+++ DATA PROVIDED
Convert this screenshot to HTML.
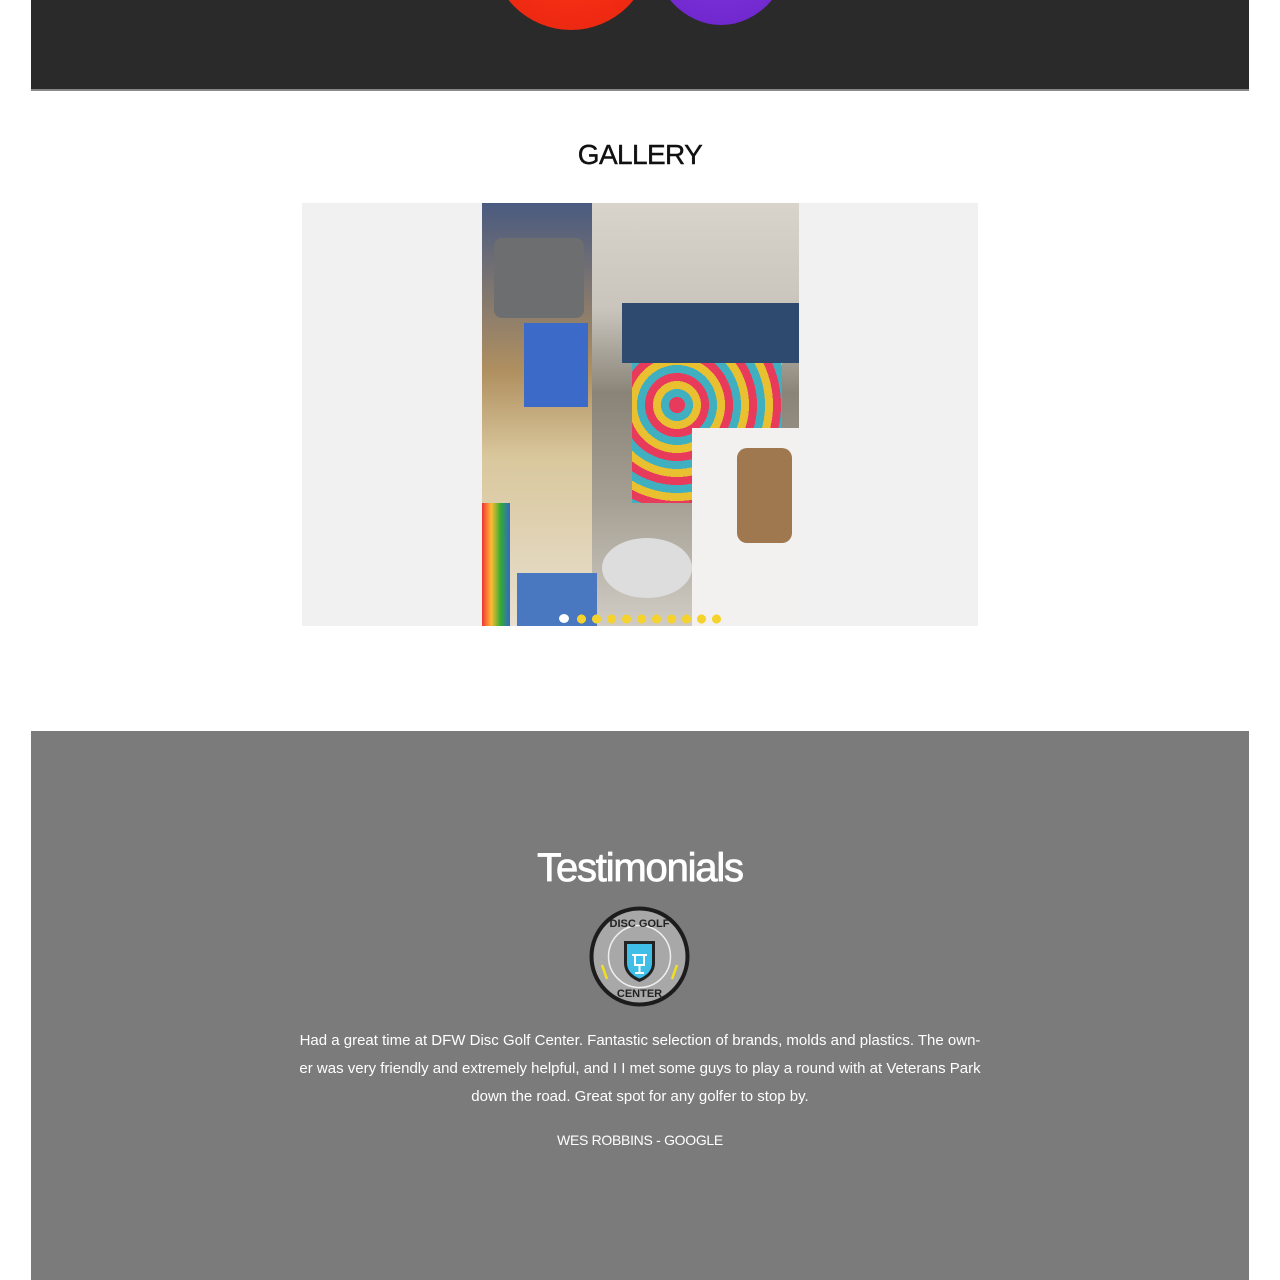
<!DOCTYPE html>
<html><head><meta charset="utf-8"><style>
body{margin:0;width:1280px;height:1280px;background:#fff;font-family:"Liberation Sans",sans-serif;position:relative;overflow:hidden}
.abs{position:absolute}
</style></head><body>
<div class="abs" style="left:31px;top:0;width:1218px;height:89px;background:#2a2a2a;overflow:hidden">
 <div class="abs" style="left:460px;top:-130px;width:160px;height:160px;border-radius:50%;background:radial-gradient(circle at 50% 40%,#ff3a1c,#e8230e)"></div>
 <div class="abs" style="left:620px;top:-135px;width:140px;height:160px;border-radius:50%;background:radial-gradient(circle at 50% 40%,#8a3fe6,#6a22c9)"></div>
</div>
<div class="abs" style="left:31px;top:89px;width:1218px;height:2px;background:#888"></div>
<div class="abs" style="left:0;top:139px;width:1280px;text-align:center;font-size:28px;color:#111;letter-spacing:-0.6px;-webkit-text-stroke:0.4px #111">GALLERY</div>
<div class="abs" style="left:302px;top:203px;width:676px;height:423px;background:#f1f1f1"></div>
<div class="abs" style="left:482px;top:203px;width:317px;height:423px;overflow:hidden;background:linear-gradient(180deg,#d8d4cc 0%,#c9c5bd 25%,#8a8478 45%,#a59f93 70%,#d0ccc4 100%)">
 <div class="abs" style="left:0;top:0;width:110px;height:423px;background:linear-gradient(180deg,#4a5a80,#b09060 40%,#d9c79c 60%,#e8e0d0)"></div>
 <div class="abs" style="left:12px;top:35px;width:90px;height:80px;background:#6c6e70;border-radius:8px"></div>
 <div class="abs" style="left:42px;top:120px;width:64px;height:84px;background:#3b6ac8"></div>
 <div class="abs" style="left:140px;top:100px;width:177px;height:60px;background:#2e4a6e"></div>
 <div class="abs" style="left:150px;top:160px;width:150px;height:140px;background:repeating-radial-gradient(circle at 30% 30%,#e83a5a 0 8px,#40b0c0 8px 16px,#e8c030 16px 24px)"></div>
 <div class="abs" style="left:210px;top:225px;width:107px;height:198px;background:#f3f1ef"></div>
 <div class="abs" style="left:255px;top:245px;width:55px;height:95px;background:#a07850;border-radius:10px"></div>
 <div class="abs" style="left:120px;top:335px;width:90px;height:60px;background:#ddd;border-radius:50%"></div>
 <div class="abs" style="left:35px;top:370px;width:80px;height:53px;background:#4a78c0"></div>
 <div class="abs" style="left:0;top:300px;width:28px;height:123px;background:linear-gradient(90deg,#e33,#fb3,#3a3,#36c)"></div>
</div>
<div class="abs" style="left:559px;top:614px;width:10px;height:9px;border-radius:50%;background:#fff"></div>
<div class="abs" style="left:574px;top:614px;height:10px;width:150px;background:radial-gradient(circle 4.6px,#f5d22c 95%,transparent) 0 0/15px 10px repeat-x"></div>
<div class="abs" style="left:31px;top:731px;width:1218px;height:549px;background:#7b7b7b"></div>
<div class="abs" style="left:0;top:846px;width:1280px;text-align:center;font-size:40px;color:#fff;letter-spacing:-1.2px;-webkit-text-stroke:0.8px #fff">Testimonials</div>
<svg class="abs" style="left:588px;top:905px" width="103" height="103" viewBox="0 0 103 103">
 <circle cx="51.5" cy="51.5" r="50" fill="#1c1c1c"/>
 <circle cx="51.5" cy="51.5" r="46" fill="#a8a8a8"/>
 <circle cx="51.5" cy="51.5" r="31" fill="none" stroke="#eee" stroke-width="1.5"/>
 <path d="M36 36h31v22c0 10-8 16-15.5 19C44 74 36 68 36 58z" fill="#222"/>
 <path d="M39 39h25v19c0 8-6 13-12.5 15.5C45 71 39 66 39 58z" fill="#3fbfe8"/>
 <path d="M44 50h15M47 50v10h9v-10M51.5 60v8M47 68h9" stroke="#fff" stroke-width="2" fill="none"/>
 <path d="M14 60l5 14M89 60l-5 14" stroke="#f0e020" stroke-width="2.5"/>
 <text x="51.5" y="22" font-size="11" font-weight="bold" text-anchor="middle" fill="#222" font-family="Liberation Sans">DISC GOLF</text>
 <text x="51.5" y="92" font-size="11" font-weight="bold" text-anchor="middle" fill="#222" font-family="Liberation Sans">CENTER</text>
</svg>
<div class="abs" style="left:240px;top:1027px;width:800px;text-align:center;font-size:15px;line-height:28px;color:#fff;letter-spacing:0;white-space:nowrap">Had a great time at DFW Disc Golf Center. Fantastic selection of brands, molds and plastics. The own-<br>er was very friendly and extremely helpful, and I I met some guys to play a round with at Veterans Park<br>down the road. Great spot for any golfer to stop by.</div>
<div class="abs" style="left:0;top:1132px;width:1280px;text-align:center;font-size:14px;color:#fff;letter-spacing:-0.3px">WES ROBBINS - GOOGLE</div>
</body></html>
++++++
▶ **GOAL**: Reproduce each line exactly, please, except for any pictures.

▶ **WRITTEN RESPONSE**:
Convert this screenshot to HTML.
<!DOCTYPE html>
<html><head><meta charset="utf-8"><style>
body{margin:0;width:1280px;height:1280px;background:#fff;font-family:"Liberation Sans",sans-serif;position:relative;overflow:hidden}
.abs{position:absolute}
</style></head><body>
<div class="abs" style="left:31px;top:0;width:1218px;height:89px;background:#2a2a2a;overflow:hidden">
 <div class="abs" style="left:460px;top:-130px;width:160px;height:160px;border-radius:50%;background:radial-gradient(circle at 50% 40%,#ff3a1c,#e8230e)"></div>
 <div class="abs" style="left:620px;top:-135px;width:140px;height:160px;border-radius:50%;background:radial-gradient(circle at 50% 40%,#8a3fe6,#6a22c9)"></div>
</div>
<div class="abs" style="left:31px;top:89px;width:1218px;height:2px;background:#888"></div>
<div class="abs" style="left:0;top:139px;width:1280px;text-align:center;font-size:28px;color:#111;letter-spacing:-0.6px;-webkit-text-stroke:0.4px #111">GALLERY</div>
<div class="abs" style="left:302px;top:203px;width:676px;height:423px;background:#f1f1f1"></div>
<div class="abs" style="left:482px;top:203px;width:317px;height:423px;overflow:hidden;background:linear-gradient(180deg,#d8d4cc 0%,#c9c5bd 25%,#8a8478 45%,#a59f93 70%,#d0ccc4 100%)">
 <div class="abs" style="left:0;top:0;width:110px;height:423px;background:linear-gradient(180deg,#4a5a80,#b09060 40%,#d9c79c 60%,#e8e0d0)"></div>
 <div class="abs" style="left:12px;top:35px;width:90px;height:80px;background:#6c6e70;border-radius:8px"></div>
 <div class="abs" style="left:42px;top:120px;width:64px;height:84px;background:#3b6ac8"></div>
 <div class="abs" style="left:140px;top:100px;width:177px;height:60px;background:#2e4a6e"></div>
 <div class="abs" style="left:150px;top:160px;width:150px;height:140px;background:repeating-radial-gradient(circle at 30% 30%,#e83a5a 0 8px,#40b0c0 8px 16px,#e8c030 16px 24px)"></div>
 <div class="abs" style="left:210px;top:225px;width:107px;height:198px;background:#f3f1ef"></div>
 <div class="abs" style="left:255px;top:245px;width:55px;height:95px;background:#a07850;border-radius:10px"></div>
 <div class="abs" style="left:120px;top:335px;width:90px;height:60px;background:#ddd;border-radius:50%"></div>
 <div class="abs" style="left:35px;top:370px;width:80px;height:53px;background:#4a78c0"></div>
 <div class="abs" style="left:0;top:300px;width:28px;height:123px;background:linear-gradient(90deg,#e33,#fb3,#3a3,#36c)"></div>
</div>
<div class="abs" style="left:559px;top:614px;width:10px;height:9px;border-radius:50%;background:#fff"></div>
<div class="abs" style="left:574px;top:614px;height:10px;width:150px;background:radial-gradient(circle 4.6px,#f5d22c 95%,transparent) 0 0/15px 10px repeat-x"></div>
<div class="abs" style="left:31px;top:731px;width:1218px;height:549px;background:#7b7b7b"></div>
<div class="abs" style="left:0;top:846px;width:1280px;text-align:center;font-size:40px;color:#fff;letter-spacing:-1.2px;-webkit-text-stroke:0.8px #fff">Testimonials</div>
<svg class="abs" style="left:588px;top:905px" width="103" height="103" viewBox="0 0 103 103">
 <circle cx="51.5" cy="51.5" r="50" fill="#1c1c1c"/>
 <circle cx="51.5" cy="51.5" r="46" fill="#a8a8a8"/>
 <circle cx="51.5" cy="51.5" r="31" fill="none" stroke="#eee" stroke-width="1.5"/>
 <path d="M36 36h31v22c0 10-8 16-15.5 19C44 74 36 68 36 58z" fill="#222"/>
 <path d="M39 39h25v19c0 8-6 13-12.5 15.5C45 71 39 66 39 58z" fill="#3fbfe8"/>
 <path d="M44 50h15M47 50v10h9v-10M51.5 60v8M47 68h9" stroke="#fff" stroke-width="2" fill="none"/>
 <path d="M14 60l5 14M89 60l-5 14" stroke="#f0e020" stroke-width="2.5"/>
 <text x="51.5" y="22" font-size="11" font-weight="bold" text-anchor="middle" fill="#222" font-family="Liberation Sans">DISC GOLF</text>
 <text x="51.5" y="92" font-size="11" font-weight="bold" text-anchor="middle" fill="#222" font-family="Liberation Sans">CENTER</text>
</svg>
<div class="abs" style="left:240px;top:1027px;width:800px;text-align:center;font-size:15px;line-height:28px;color:#fff;letter-spacing:0;white-space:nowrap">Had a great time at DFW Disc Golf Center. Fantastic selection of brands, molds and plastics. The own-<br>er was very friendly and extremely helpful, and I I met some guys to play a round with at Veterans Park<br>down the road. Great spot for any golfer to stop by.</div>
<div class="abs" style="left:0;top:1132px;width:1280px;text-align:center;font-size:14px;color:#fff;letter-spacing:-0.3px">WES ROBBINS - GOOGLE</div>
</body></html>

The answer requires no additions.